As I approach the end of more than 45 years in orthopaedic surgery, I feel I have a unique perspective on the changes taking place in our specialty. While there have been remarkable advances in the surgical treatment of musculoskeletal diseases, some of the trends are, I believe, more detrimental than beneficial. Interestingly, many of these changes do not involve surgical procedures per se, but rather the doctor-patient interaction before and after surgery.
In my own practice, I no longer perform surgery but I do see a fair number of patients who have undergone minimally invasive procedures.

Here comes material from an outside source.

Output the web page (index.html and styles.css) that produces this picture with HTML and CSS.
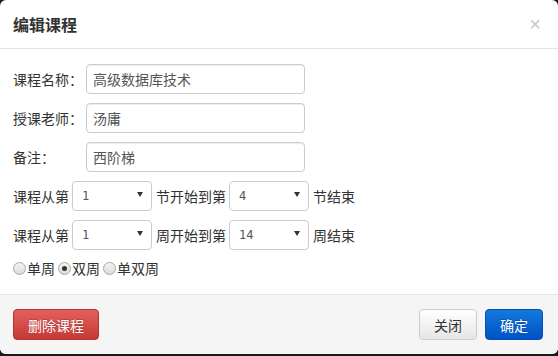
FILE: index.html
```html
<!DOCTYPE html>
<html lang="zh-CN">
<head>
    <meta charset="UTF-8">
    <meta name="viewport" content="width=device-width, initial-scale=1.0">
    <title>编辑课程</title>
    <link rel="stylesheet" href="styles.css">
</head>
<body>
    <div class="modal">
        <!-- 头部 -->
        <div class="modal-header">
            <h4 class="modal-title">编辑课程</h4>
            <button class="close">&times;</button>
        </div>

        <!-- 表单 -->
        <div class="modal-body">
            <div class="form-row">
                <label class="form-label">课程名称：</label>
                <input class="form-input" type="text" value="高级数据库技术">
            </div>
            <div class="form-row">
                <label class="form-label">授课老师：</label>
                <input class="form-input" type="text" value="汤庸">
            </div>
            <div class="form-row">
                <label class="form-label">备注：</label>
                <input class="form-input" type="text" value="西阶梯">
            </div>
            <div class="form-row">
                <span>课程从第</span>
                <div class="select-wrap">
                    <select class="form-select"><option>1</option></select>
                </div>
                <span>节开始到第</span>
                <div class="select-wrap">
                    <select class="form-select"><option>4</option></select>
                </div>
                <span>节结束</span>
            </div>
            <div class="form-row">
                <span>课程从第</span>
                <div class="select-wrap">
                    <select class="form-select"><option>1</option></select>
                </div>
                <span>周开始到第</span>
                <div class="select-wrap">
                    <select class="form-select"><option>14</option></select>
                </div>
                <span>周结束</span>
            </div>
            <div class="radio-row">
                <label class="radio"><input type="radio" name="week">单周</label>
                <label class="radio"><input type="radio" name="week" checked>双周</label>
                <label class="radio"><input type="radio" name="week">单双周</label>
            </div>
        </div>

        <!-- 底部按钮 -->
        <div class="modal-footer">
            <button class="btn btn-danger">删除课程</button>
            <div class="footer-right">
                <button class="btn btn-default">关闭</button>
                <button class="btn btn-primary">确定</button>
            </div>
        </div>
    </div>
</body>
</html>
```

FILE: styles.css
```css
* {
    margin: 0;
    padding: 0;
    box-sizing: border-box;
}

body {
    font-family: "Noto Sans CJK SC", "Liberation Sans", sans-serif;
    font-size: 14px;
    color: #333;
    background: #1a1a1a;
    width: 558px;
    height: 356px;
    overflow: hidden;
}

.modal {
    width: 558px;
    height: 354px;
    background: #fff;
    border-radius: 6px;
    overflow: hidden;
    display: flex;
    flex-direction: column;
}

.modal-header {
    height: 49px;
    padding: 0 13px;
    border-bottom: 1px solid #e5e5e5;
    display: flex;
    align-items: center;
    justify-content: space-between;
}

.modal-title {
    font-size: 16px;
    font-weight: bold;
    color: #333;
    line-height: 1;
}

.close {
    border: none;
    background: none;
    font-family: "Liberation Sans", sans-serif;
    font-size: 20px;
    color: #c8c8c8;
    line-height: 1;
    margin-right: 4px;
    cursor: pointer;
}

.modal-body {
    flex: 1;
    padding: 15px 13px 0;
    display: flex;
    flex-direction: column;
    gap: 9px;
}

.form-row {
    display: flex;
    align-items: center;
    height: 30px;
    color: #333;
    white-space: nowrap;
}

.form-label {
    width: 73px;
    flex-shrink: 0;
}

.form-input {
    width: 219px;
    height: 30px;
    border: 1px solid #ccc;
    border-radius: 4px;
    padding: 0 6px;
    font-family: inherit;
    font-size: 14px;
    color: #555;
    box-shadow: inset 0 1px 1px rgba(0, 0, 0, 0.075);
}

.select-wrap {
    position: relative;
    margin: 0 4px 0 3px;
}

.select-wrap::after {
    content: "";
    position: absolute;
    right: 9px;
    top: 11px;
    border-left: 3px solid transparent;
    border-right: 3px solid transparent;
    border-top: 5px solid #333;
}

.form-select {
    appearance: none;
    -webkit-appearance: none;
    width: 80px;
    height: 30px;
    border: 1px solid #ccc;
    border-radius: 4px;
    background: #fff;
    padding: 0 9px;
    font-family: "DejaVu Sans Mono", monospace;
    font-size: 12px;
    color: #555;
}

.radio-row {
    display: flex;
    align-items: center;
    height: 18px;
}

.radio {
    display: flex;
    align-items: center;
    margin-right: 3px;
}

.radio input {
    appearance: none;
    -webkit-appearance: none;
    width: 13px;
    height: 13px;
    margin-right: 1px;
    border: 1px solid #a8a8a8;
    border-radius: 50%;
    background: linear-gradient(#f4f4f4, #dcdcdc);
    display: flex;
    align-items: center;
    justify-content: center;
}

.radio input:checked::after {
    content: "";
    width: 5px;
    height: 5px;
    border-radius: 50%;
    background: #333;
}

.modal-footer {
    height: 60px;
    background: #f5f5f5;
    border-top: 1px solid #e5e5e5;
    padding: 0 15px 0 13px;
    display: flex;
    align-items: center;
    justify-content: space-between;
}

.footer-right {
    display: flex;
    gap: 8px;
}

.btn {
    height: 31px;
    padding: 0 13px;
    border-radius: 4px;
    font-family: inherit;
    font-size: 14px;
    cursor: pointer;
}

.btn-danger {
    width: 86px;
    color: #fff;
    background: linear-gradient(#e4605c, #c23a36);
    border: 1px solid #b9332f;
    text-shadow: 0 -1px 0 rgba(0, 0, 0, 0.2);
}

.btn-default {
    width: 58px;
    color: #333;
    background: linear-gradient(#fff, #e6e6e6);
    border: 1px solid #ccc;
}

.btn-primary {
    width: 58px;
    color: #fff;
    background: linear-gradient(#1578dc, #0052c6);
    border: 1px solid #0050b8;
    text-shadow: 0 -1px 0 rgba(0, 0, 0, 0.2);
}
```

Many of these patients were simply not prepped as to what to expect in terms of post-operative care (e.g., permissible activities after surgery, realistic length of recovery, management of post-op pain, etc.). As the use of minimally invasive procedures increases, I would like to see my surgical colleagues stress the invasive part of the procedure more and the minimal part less. It seems that now, many patients think that the faster they recover, the better. I have heard patients brag that they were up “walking/riding a bike/ playing tennis/fill-in-the-blank two weeks after a total knee arthroplasty (TKA).” Of course, activities like the aforementioned so soon after a TKA not infrequently lead to post-op synovitis, swelling, stiffness, pain, and, perhaps most upsetting, an unhappy patient! And these types of “bragging rights” are not exclusive to patients — I have also heard surgeons say similar things.

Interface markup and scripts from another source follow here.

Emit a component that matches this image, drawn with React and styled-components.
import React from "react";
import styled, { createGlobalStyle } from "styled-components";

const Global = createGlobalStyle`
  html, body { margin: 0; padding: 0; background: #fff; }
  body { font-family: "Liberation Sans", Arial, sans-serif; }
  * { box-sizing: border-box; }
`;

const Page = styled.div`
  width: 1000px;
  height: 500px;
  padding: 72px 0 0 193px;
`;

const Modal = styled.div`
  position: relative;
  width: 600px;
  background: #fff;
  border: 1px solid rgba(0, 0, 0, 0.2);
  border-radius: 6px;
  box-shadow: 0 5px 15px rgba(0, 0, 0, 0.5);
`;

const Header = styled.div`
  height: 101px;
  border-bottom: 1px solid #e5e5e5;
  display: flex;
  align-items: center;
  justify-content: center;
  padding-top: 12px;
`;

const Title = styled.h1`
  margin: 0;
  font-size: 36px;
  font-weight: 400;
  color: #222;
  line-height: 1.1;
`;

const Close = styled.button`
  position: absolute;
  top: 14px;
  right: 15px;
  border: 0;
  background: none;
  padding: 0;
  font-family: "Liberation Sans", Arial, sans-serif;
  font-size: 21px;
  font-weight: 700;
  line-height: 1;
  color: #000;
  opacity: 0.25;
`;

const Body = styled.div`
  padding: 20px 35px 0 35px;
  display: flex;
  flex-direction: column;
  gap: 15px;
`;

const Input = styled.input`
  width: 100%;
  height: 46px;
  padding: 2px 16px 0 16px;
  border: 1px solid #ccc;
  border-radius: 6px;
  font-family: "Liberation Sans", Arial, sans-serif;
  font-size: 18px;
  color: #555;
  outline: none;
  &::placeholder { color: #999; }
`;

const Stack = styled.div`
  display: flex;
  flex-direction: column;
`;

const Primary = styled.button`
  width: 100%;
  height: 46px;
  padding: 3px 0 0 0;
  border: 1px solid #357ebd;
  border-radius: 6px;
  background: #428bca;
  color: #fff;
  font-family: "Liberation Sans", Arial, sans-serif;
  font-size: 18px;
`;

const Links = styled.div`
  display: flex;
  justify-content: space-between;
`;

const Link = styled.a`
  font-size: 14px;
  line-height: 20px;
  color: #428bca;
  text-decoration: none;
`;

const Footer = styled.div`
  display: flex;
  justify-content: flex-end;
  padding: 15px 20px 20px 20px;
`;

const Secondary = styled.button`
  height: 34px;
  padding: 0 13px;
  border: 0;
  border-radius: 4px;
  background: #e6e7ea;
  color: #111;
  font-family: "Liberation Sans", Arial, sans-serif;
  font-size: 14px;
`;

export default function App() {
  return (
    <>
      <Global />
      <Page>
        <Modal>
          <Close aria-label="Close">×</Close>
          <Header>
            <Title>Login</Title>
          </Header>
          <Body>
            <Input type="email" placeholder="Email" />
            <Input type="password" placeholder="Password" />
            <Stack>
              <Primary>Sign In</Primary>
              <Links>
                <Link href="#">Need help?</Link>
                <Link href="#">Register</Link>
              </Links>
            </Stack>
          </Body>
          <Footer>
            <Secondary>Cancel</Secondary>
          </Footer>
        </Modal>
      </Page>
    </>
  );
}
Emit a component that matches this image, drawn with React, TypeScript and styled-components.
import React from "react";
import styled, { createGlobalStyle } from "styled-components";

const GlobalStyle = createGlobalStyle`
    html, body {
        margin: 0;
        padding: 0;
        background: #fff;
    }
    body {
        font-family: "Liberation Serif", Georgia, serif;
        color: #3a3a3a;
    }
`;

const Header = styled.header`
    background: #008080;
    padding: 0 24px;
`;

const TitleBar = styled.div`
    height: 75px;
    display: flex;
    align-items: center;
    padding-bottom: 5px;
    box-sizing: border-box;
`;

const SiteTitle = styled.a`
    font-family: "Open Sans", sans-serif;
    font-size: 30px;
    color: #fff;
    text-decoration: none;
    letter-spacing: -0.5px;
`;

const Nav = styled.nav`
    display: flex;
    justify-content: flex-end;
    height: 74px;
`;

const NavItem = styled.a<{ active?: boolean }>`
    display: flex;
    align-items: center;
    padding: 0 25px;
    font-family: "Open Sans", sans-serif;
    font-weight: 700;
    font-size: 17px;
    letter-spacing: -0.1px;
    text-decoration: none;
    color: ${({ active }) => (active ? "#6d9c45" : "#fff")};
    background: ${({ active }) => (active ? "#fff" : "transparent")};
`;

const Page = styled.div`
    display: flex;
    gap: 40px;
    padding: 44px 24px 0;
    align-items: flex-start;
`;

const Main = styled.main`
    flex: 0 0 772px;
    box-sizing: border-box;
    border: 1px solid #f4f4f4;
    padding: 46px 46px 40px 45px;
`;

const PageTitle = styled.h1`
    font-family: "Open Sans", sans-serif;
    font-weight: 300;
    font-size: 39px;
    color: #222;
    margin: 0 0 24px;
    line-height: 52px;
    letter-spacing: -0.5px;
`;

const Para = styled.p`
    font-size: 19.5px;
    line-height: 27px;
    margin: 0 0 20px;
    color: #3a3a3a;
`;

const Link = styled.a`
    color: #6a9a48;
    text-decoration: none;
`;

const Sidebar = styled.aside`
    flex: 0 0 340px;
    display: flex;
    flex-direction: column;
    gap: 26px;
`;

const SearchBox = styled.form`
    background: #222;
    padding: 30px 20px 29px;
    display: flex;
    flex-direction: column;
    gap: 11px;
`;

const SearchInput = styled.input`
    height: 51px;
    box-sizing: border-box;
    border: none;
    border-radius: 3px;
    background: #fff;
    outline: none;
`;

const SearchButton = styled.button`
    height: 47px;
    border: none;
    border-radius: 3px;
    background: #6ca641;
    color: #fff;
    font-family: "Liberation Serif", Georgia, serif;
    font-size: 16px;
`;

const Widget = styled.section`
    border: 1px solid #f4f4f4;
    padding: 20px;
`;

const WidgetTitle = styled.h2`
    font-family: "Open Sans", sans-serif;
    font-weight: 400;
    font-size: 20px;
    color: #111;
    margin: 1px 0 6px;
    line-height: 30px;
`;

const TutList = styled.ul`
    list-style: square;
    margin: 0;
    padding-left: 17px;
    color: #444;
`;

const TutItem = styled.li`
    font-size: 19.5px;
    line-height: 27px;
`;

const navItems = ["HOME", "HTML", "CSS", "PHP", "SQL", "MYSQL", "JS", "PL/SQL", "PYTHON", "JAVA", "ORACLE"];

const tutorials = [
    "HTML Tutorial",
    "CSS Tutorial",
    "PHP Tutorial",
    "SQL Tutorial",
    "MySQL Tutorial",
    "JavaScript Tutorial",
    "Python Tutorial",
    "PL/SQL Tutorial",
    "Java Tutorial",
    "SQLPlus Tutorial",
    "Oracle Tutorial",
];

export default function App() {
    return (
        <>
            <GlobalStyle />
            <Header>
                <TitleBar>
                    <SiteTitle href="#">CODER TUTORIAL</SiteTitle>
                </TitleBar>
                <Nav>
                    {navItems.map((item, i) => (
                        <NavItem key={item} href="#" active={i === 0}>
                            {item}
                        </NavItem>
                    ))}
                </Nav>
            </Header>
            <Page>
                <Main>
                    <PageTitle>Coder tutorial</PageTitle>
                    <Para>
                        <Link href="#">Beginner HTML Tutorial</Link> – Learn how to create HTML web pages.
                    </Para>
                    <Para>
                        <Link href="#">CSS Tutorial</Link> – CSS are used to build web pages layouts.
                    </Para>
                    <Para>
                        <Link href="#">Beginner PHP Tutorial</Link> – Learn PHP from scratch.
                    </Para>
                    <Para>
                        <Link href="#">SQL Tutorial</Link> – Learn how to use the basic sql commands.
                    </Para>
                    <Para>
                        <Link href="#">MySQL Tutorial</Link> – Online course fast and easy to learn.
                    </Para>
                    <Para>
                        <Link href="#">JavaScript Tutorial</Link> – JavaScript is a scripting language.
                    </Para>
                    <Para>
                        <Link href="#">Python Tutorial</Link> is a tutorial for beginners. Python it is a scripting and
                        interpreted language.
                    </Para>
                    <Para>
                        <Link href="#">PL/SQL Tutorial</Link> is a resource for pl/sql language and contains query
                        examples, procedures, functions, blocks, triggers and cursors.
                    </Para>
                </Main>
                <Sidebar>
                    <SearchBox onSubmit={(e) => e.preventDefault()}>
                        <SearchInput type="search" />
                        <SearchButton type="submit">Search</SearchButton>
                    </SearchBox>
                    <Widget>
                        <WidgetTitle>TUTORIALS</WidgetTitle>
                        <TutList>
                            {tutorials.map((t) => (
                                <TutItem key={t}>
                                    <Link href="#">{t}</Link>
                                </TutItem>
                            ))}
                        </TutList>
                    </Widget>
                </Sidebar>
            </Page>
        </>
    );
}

I feel we are falling into a “quicker is better” mentality. The majority of the patients that I see post-op express confusion and a lack of clarity regarding their responsibilities after surgery. The problem is compounded by an increasing tendency for same-day or overnight discharge. And because many patients receive home therapy after leaving the outpatient facility, post-op guidance is often left in the hands of the therapist, who may or may not know the particular surgeon’s post-op protocol. Too often the result is a patient in pain, confused and uncertain as to whom to call. Many of these patients have told me they could not “get through” to their surgeon, and were instead directed to a PA or a member of the office staff.

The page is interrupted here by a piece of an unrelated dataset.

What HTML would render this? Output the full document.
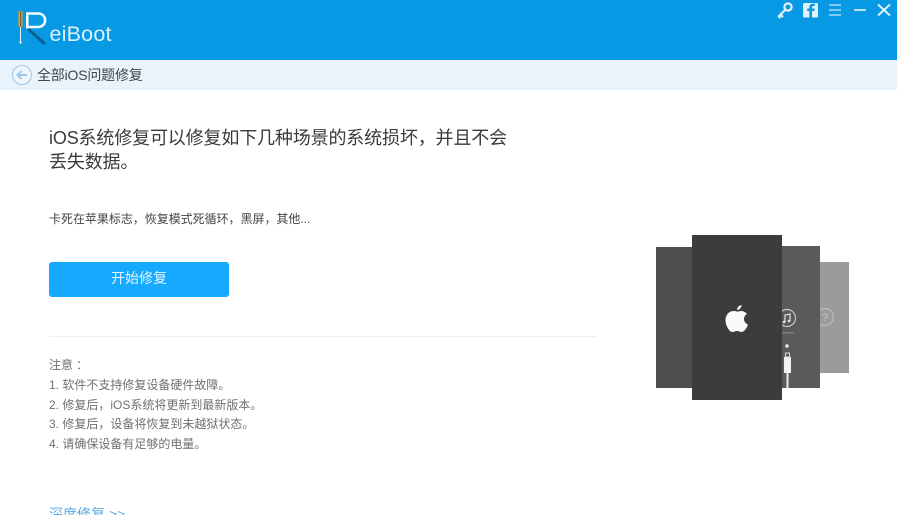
<!DOCTYPE html>
<html lang="zh-CN">
<head>
<meta charset="utf-8">
<style>
html,body{margin:0;padding:0;background:#fff;width:897px;height:515px;overflow:hidden}
#w{position:relative;width:897px;height:515px;overflow:hidden;font-family:"Liberation Sans","Noto Sans CJK SC",sans-serif}
.a{position:absolute;white-space:nowrap;line-height:1}
.b{position:absolute}
</style>
</head>
<body>
<div id="w">
<div class="b" style="left:0;top:0;width:897px;height:60px;background:#0799e3"></div>
<div class="b" style="left:0;top:60px;width:897px;height:30px;background:#e9f3fb"></div>

<svg class="b" style="left:0;top:0" width="130" height="60" viewBox="0 0 130 60">
<rect x="18.500" y="11" width="4" height="16" fill="#f39a2a"/>
<rect x="20" y="11" width="1.200" height="16" fill="#8a5a18"/>
<path d="M20.500 27V43" stroke="#e8f6fd" stroke-width="1"/>
<path d="M19 41.500L20.500 44.500L22 41.500Z" fill="#e8f6fd"/>
<path d="M28 29L45 44" stroke="#0a5f92" stroke-width="3"/>
<path d="M26 13.500H38C47.500 13.500 47.500 27 38 27H27" fill="none" stroke="#f2fafe" stroke-width="2.600"/>
<path d="M27.300 12.500V28.500" stroke="#f2fafe" stroke-width="2.600"/>
<text x="49.500" y="41" font-family="Liberation Sans" font-size="21.500" letter-spacing="0.200" fill="#d9f1fc">eiBoot</text>
</svg>

<svg class="b" style="left:776px;top:0" width="121" height="22" viewBox="0 0 121 22">
<g fill="none" stroke="#e0f3fc">
<circle cx="12" cy="7" r="3.600" stroke-width="2.200"/>
<path d="M9 10L2 17M4.500 14.500L7 17M2.500 16L4.500 18" stroke-width="2.200"/>
<path d="M53 5H65M53 10H65M53 15H65" stroke-width="1.500" stroke="#a9dcf7"/>
<path d="M78 10H90" stroke-width="1.800" stroke="#cdebfa"/>
<path d="M102 4.500L114 15.500M114 4.500L102 15.500" stroke-width="1.900"/>
</g>
<rect x="27" y="3" width="15" height="14.500" rx="1.500" fill="#e0f3fc"/>
<path d="M36 17.500V11H38.300L38.700 8.500H36V7.300C36 6.500 36.300 6 37.300 6H38.800V3.800C38 3.700 37.300 3.700 36.700 3.700C34.700 3.700 33.400 4.900 33.400 7V8.500H31.200V11H33.400V17.500Z" fill="#0799e3"/>
</svg>

<svg class="b" style="left:11px;top:64px" width="22" height="22" viewBox="0 0 22 22">
<circle cx="11" cy="11" r="9.500" fill="#eef6fc" stroke="#9cc7ec" stroke-width="1"/>
<path d="M16 11H7M10.500 7L6.500 11L10.500 15" fill="none" stroke="#9cc7ec" stroke-width="2"/>
</svg>
<div class="a" style="left:37px;top:68px;font-size:14px;color:#444;letter-spacing:-0.200px">全部iOS问题修复</div>

<div class="a" style="left:49px;top:127px;font-size:18px;line-height:23.500px;color:#3a3a3a;letter-spacing:-0.150px">iOS系统修复可以修复如下几种场景的系统损坏，并且不会<br>丢失数据。</div>

<div class="a" style="left:49px;top:213px;font-size:12px;color:#444;letter-spacing:-0.030px">卡死在苹果标志，恢复模式死循环，黑屏，其他...</div>

<div class="b" style="left:49px;top:262px;width:180px;height:35px;background:#15a9ff;border-radius:3px"></div>
<div class="a" style="left:49px;top:271px;width:180px;text-align:center;font-size:14px;color:#e6f6ff">开始修复</div>

<div class="b" style="left:49px;top:336px;width:547px;height:1px;background:#eeeeee"></div>

<div class="a" style="left:49px;top:359px;font-size:12px;color:#707070">注意<span style="position:relative;left:3px">：</span></div>
<div class="a" style="left:49px;top:379px;font-size:12px;color:#707070">1. 软件不支持修复设备硬件故障。</div>
<div class="a" style="left:49px;top:399px;font-size:12px;color:#707070">2. 修复后，iOS系统将更新到最新版本。</div>
<div class="a" style="left:49px;top:418px;font-size:12px;color:#707070">3. 修复后，设备将恢复到未越狱状态。</div>
<div class="a" style="left:49px;top:438px;font-size:12px;color:#707070">4. 请确保设备有足够的电量。</div>

<div class="a" style="left:49px;top:507px;font-size:14px;color:#5aa9e0">深度修复 &gt;&gt;</div>

<svg class="b" style="left:650px;top:230px" width="205" height="175" viewBox="0 0 205 175">
<rect x="170" y="32" width="29" height="111" fill="#9b9b9b"/>
<circle cx="175" cy="87" r="8.500" fill="none" stroke="#bdbdbd" stroke-width="1.200"/>
<text x="175" y="91" font-family="Liberation Sans" font-size="11" fill="#c4c4c4" text-anchor="middle">?</text>
<rect x="128" y="16" width="42" height="142" fill="#5a5a5a"/>
<circle cx="137" cy="88" r="8.500" fill="none" stroke="#c8c8c8" stroke-width="1.200"/>
<path d="M135 92V85L140 84V91" fill="none" stroke="#e0e0e0" stroke-width="1.200"/>
<circle cx="134" cy="92" r="1.300" fill="#e0e0e0"/><circle cx="139" cy="91" r="1.300" fill="#e0e0e0"/>
<rect x="131" y="102" width="13" height="1.500" fill="#7c7c7c"/>
<circle cx="137" cy="116" r="1.700" fill="#eee"/>
<rect x="134" y="127" width="7" height="16" fill="#f2f2f2"/>
<rect x="135.500" y="123" width="4" height="4" fill="none" stroke="#ddd" stroke-width="1"/>
<rect x="136.500" y="143" width="2" height="16" fill="#eee"/>
<rect x="6" y="17" width="40" height="141" fill="#4f4f4f"/>
<rect x="42" y="5" width="90" height="165" fill="#3c3c3c"/>
<g transform="translate(0,-10)">
<path d="M87 91.500C84.500 90.500 81 91 79 92.500C77 94 75.500 97 75.500 100C75.500 105 79 112 82.500 112C84 112 85 111 87 111C89 111 90 112 91.500 112C94.500 112 97 107.500 98 104.500C95.500 103.500 94 101.500 94 99C94 96.800 95.200 95 97 94C95.500 92 93 91 91 91C89.500 91 88 92 87 91.500Z" fill="#fafafa"/>
<path d="M87 90C87 87.500 89 85.500 91.500 85C91.500 87.500 89.500 90 87 90Z" fill="#fafafa"/>
</g>
</svg>
</div>
</body>
</html>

In a similar vein, I am also aware that many surgeons provide their patients with a “handbook” to read, in anticipation of common post-op concerns. Having had my own knee replaced, I’m sorry but a book simply does not replace a reassuring word from the doc. In my surgical practice, one of our MDs was assigned to call every post-op patient the evening of the surgery, including weekends. I cannot count the number of times patients were not only amazed to receive such a call but were extremely grateful as well.
Further, I have noticed that many surgeons do not see their patients after surgery. I recently had a patient who was two weeks post-arthroscopy; he was seen and discharged by the PA without ever having seen the surgeon. Not surprisingly, when the patient reached my office, she was already two months post-op with synovitis, stiffness, and still using a walker. Many people would claim that I am an emeritus member of the Orthopaedic Neanderthal Society, but I still feel we should see our post-op patients at least once after the surgery. I am fully empathetic to the fact that post-op visits are not regularly reimbursed — nonetheless, I sincerely believe many poor outcomes would be mitigated by careful and thorough follow-up.
Ultimately, these trends have one thing in common: we are forgetting that there is a patient connected to the surgical procedure. Inadequate pre-op counseling and post-op care amount to nothing less than a dereliction of our duty to always provide the best care we are capable of. Nothing less is acceptable.